**INFORMATION SHOWN**:
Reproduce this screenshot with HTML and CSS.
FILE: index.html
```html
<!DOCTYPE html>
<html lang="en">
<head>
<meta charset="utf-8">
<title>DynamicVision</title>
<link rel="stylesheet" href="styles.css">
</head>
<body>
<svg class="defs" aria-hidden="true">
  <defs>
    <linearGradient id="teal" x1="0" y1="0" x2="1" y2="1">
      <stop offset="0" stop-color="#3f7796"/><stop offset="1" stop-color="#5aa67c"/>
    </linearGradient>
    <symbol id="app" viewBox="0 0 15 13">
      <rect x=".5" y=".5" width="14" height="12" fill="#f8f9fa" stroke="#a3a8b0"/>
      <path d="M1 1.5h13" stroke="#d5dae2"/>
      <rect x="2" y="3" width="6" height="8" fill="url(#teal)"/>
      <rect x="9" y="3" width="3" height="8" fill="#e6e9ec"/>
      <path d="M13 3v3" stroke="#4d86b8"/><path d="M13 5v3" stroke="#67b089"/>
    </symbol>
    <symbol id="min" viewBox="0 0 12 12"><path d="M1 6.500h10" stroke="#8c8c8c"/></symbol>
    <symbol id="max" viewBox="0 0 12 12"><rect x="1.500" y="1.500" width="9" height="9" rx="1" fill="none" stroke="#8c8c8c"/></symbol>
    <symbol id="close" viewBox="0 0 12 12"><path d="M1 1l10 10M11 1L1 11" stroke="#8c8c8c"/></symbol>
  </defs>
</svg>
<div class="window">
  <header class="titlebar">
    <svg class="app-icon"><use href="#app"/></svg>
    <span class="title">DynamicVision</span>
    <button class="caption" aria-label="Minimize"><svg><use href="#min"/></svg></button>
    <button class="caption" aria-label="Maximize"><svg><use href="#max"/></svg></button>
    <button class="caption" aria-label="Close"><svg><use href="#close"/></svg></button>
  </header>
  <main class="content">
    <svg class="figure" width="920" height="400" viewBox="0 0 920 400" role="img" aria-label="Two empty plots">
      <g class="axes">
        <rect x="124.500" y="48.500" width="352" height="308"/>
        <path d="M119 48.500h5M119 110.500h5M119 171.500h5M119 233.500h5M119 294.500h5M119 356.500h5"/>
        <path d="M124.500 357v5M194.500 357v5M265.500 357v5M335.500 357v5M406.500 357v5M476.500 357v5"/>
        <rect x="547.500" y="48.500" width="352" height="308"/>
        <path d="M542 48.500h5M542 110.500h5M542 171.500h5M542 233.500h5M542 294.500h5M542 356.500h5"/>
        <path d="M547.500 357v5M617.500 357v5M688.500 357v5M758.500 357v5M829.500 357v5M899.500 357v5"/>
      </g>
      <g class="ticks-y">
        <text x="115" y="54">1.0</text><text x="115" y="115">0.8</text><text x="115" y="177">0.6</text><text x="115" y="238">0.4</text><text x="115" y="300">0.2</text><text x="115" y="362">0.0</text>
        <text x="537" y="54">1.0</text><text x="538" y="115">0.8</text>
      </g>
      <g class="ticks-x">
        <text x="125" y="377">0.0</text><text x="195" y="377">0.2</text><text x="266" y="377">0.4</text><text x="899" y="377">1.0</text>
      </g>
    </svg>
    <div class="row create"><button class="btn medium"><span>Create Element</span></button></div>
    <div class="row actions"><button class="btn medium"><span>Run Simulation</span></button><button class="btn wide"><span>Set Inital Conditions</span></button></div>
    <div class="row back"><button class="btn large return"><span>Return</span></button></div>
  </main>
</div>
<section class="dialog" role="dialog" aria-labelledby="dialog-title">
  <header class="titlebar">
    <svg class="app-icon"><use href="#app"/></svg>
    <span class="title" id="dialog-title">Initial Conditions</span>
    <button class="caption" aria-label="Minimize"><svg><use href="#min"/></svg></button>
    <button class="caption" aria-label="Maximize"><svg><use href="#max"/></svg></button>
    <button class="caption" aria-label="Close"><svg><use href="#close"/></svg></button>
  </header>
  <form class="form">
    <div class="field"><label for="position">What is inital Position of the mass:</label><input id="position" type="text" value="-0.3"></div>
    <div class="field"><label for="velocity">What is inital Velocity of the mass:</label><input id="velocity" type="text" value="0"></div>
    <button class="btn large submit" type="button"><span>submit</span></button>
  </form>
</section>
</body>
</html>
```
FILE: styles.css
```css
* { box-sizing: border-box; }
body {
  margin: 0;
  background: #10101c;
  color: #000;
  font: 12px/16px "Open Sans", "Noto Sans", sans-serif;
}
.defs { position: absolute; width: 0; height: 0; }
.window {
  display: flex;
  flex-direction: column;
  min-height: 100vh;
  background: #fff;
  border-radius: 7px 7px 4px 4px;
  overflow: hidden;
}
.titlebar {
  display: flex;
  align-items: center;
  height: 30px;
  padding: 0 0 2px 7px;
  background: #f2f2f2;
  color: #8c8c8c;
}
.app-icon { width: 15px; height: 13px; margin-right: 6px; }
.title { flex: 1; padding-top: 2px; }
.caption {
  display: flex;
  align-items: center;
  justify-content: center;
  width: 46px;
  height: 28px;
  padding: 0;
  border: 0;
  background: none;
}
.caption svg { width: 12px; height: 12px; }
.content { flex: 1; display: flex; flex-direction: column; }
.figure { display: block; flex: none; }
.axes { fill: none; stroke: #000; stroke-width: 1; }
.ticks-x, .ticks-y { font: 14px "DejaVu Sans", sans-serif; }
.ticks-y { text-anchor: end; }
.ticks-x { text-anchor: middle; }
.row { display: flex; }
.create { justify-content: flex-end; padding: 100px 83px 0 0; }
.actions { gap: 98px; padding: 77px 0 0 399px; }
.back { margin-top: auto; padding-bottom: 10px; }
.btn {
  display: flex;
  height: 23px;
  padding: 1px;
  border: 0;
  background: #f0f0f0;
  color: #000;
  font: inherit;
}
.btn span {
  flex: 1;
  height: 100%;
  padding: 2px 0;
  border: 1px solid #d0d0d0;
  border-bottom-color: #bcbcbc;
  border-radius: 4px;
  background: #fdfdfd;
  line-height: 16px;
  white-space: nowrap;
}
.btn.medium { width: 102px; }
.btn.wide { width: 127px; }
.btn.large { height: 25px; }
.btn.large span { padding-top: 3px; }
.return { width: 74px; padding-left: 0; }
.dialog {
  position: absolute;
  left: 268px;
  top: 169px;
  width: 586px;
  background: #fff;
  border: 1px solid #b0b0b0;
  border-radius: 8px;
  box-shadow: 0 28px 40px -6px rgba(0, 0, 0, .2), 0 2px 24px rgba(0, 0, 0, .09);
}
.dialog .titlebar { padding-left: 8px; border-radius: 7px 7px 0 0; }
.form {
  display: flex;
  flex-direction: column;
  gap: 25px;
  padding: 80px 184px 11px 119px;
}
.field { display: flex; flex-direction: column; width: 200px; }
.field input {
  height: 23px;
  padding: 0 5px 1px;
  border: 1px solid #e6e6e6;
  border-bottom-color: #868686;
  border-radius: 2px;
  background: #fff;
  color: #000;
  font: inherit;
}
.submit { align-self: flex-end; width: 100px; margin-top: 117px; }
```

**SET PROBLEM**: Repeat every line of the material exactly as given.

**THE RESPONSE**:
Reproduce this screenshot with HTML and CSS.
FILE: index.html
```html
<!DOCTYPE html>
<html lang="en">
<head>
<meta charset="utf-8">
<title>DynamicVision</title>
<link rel="stylesheet" href="styles.css">
</head>
<body>
<svg class="defs" aria-hidden="true">
  <defs>
    <linearGradient id="teal" x1="0" y1="0" x2="1" y2="1">
      <stop offset="0" stop-color="#3f7796"/><stop offset="1" stop-color="#5aa67c"/>
    </linearGradient>
    <symbol id="app" viewBox="0 0 15 13">
      <rect x=".5" y=".5" width="14" height="12" fill="#f8f9fa" stroke="#a3a8b0"/>
      <path d="M1 1.5h13" stroke="#d5dae2"/>
      <rect x="2" y="3" width="6" height="8" fill="url(#teal)"/>
      <rect x="9" y="3" width="3" height="8" fill="#e6e9ec"/>
      <path d="M13 3v3" stroke="#4d86b8"/><path d="M13 5v3" stroke="#67b089"/>
    </symbol>
    <symbol id="min" viewBox="0 0 12 12"><path d="M1 6.500h10" stroke="#8c8c8c"/></symbol>
    <symbol id="max" viewBox="0 0 12 12"><rect x="1.500" y="1.500" width="9" height="9" rx="1" fill="none" stroke="#8c8c8c"/></symbol>
    <symbol id="close" viewBox="0 0 12 12"><path d="M1 1l10 10M11 1L1 11" stroke="#8c8c8c"/></symbol>
  </defs>
</svg>
<div class="window">
  <header class="titlebar">
    <svg class="app-icon"><use href="#app"/></svg>
    <span class="title">DynamicVision</span>
    <button class="caption" aria-label="Minimize"><svg><use href="#min"/></svg></button>
    <button class="caption" aria-label="Maximize"><svg><use href="#max"/></svg></button>
    <button class="caption" aria-label="Close"><svg><use href="#close"/></svg></button>
  </header>
  <main class="content">
    <svg class="figure" width="920" height="400" viewBox="0 0 920 400" role="img" aria-label="Two empty plots">
      <g class="axes">
        <rect x="124.500" y="48.500" width="352" height="308"/>
        <path d="M119 48.500h5M119 110.500h5M119 171.500h5M119 233.500h5M119 294.500h5M119 356.500h5"/>
        <path d="M124.500 357v5M194.500 357v5M265.500 357v5M335.500 357v5M406.500 357v5M476.500 357v5"/>
        <rect x="547.500" y="48.500" width="352" height="308"/>
        <path d="M542 48.500h5M542 110.500h5M542 171.500h5M542 233.500h5M542 294.500h5M542 356.500h5"/>
        <path d="M547.500 357v5M617.500 357v5M688.500 357v5M758.500 357v5M829.500 357v5M899.500 357v5"/>
      </g>
      <g class="ticks-y">
        <text x="115" y="54">1.0</text><text x="115" y="115">0.8</text><text x="115" y="177">0.6</text><text x="115" y="238">0.4</text><text x="115" y="300">0.2</text><text x="115" y="362">0.0</text>
        <text x="537" y="54">1.0</text><text x="538" y="115">0.8</text>
      </g>
      <g class="ticks-x">
        <text x="125" y="377">0.0</text><text x="195" y="377">0.2</text><text x="266" y="377">0.4</text><text x="899" y="377">1.0</text>
      </g>
    </svg>
    <div class="row create"><button class="btn medium"><span>Create Element</span></button></div>
    <div class="row actions"><button class="btn medium"><span>Run Simulation</span></button><button class="btn wide"><span>Set Inital Conditions</span></button></div>
    <div class="row back"><button class="btn large return"><span>Return</span></button></div>
  </main>
</div>
<section class="dialog" role="dialog" aria-labelledby="dialog-title">
  <header class="titlebar">
    <svg class="app-icon"><use href="#app"/></svg>
    <span class="title" id="dialog-title">Initial Conditions</span>
    <button class="caption" aria-label="Minimize"><svg><use href="#min"/></svg></button>
    <button class="caption" aria-label="Maximize"><svg><use href="#max"/></svg></button>
    <button class="caption" aria-label="Close"><svg><use href="#close"/></svg></button>
  </header>
  <form class="form">
    <div class="field"><label for="position">What is inital Position of the mass:</label><input id="position" type="text" value="-0.3"></div>
    <div class="field"><label for="velocity">What is inital Velocity of the mass:</label><input id="velocity" type="text" value="0"></div>
    <button class="btn large submit" type="button"><span>submit</span></button>
  </form>
</section>
</body>
</html>
```
FILE: styles.css
```css
* { box-sizing: border-box; }
body {
  margin: 0;
  background: #10101c;
  color: #000;
  font: 12px/16px "Open Sans", "Noto Sans", sans-serif;
}
.defs { position: absolute; width: 0; height: 0; }
.window {
  display: flex;
  flex-direction: column;
  min-height: 100vh;
  background: #fff;
  border-radius: 7px 7px 4px 4px;
  overflow: hidden;
}
.titlebar {
  display: flex;
  align-items: center;
  height: 30px;
  padding: 0 0 2px 7px;
  background: #f2f2f2;
  color: #8c8c8c;
}
.app-icon { width: 15px; height: 13px; margin-right: 6px; }
.title { flex: 1; padding-top: 2px; }
.caption {
  display: flex;
  align-items: center;
  justify-content: center;
  width: 46px;
  height: 28px;
  padding: 0;
  border: 0;
  background: none;
}
.caption svg { width: 12px; height: 12px; }
.content { flex: 1; display: flex; flex-direction: column; }
.figure { display: block; flex: none; }
.axes { fill: none; stroke: #000; stroke-width: 1; }
.ticks-x, .ticks-y { font: 14px "DejaVu Sans", sans-serif; }
.ticks-y { text-anchor: end; }
.ticks-x { text-anchor: middle; }
.row { display: flex; }
.create { justify-content: flex-end; padding: 100px 83px 0 0; }
.actions { gap: 98px; padding: 77px 0 0 399px; }
.back { margin-top: auto; padding-bottom: 10px; }
.btn {
  display: flex;
  height: 23px;
  padding: 1px;
  border: 0;
  background: #f0f0f0;
  color: #000;
  font: inherit;
}
.btn span {
  flex: 1;
  height: 100%;
  padding: 2px 0;
  border: 1px solid #d0d0d0;
  border-bottom-color: #bcbcbc;
  border-radius: 4px;
  background: #fdfdfd;
  line-height: 16px;
  white-space: nowrap;
}
.btn.medium { width: 102px; }
.btn.wide { width: 127px; }
.btn.large { height: 25px; }
.btn.large span { padding-top: 3px; }
.return { width: 74px; padding-left: 0; }
.dialog {
  position: absolute;
  left: 268px;
  top: 169px;
  width: 586px;
  background: #fff;
  border: 1px solid #b0b0b0;
  border-radius: 8px;
  box-shadow: 0 28px 40px -6px rgba(0, 0, 0, .2), 0 2px 24px rgba(0, 0, 0, .09);
}
.dialog .titlebar { padding-left: 8px; border-radius: 7px 7px 0 0; }
.form {
  display: flex;
  flex-direction: column;
  gap: 25px;
  padding: 80px 184px 11px 119px;
}
.field { display: flex; flex-direction: column; width: 200px; }
.field input {
  height: 23px;
  padding: 0 5px 1px;
  border: 1px solid #e6e6e6;
  border-bottom-color: #868686;
  border-radius: 2px;
  background: #fff;
  color: #000;
  font: inherit;
}
.submit { align-self: flex-end; width: 100px; margin-top: 117px; }
```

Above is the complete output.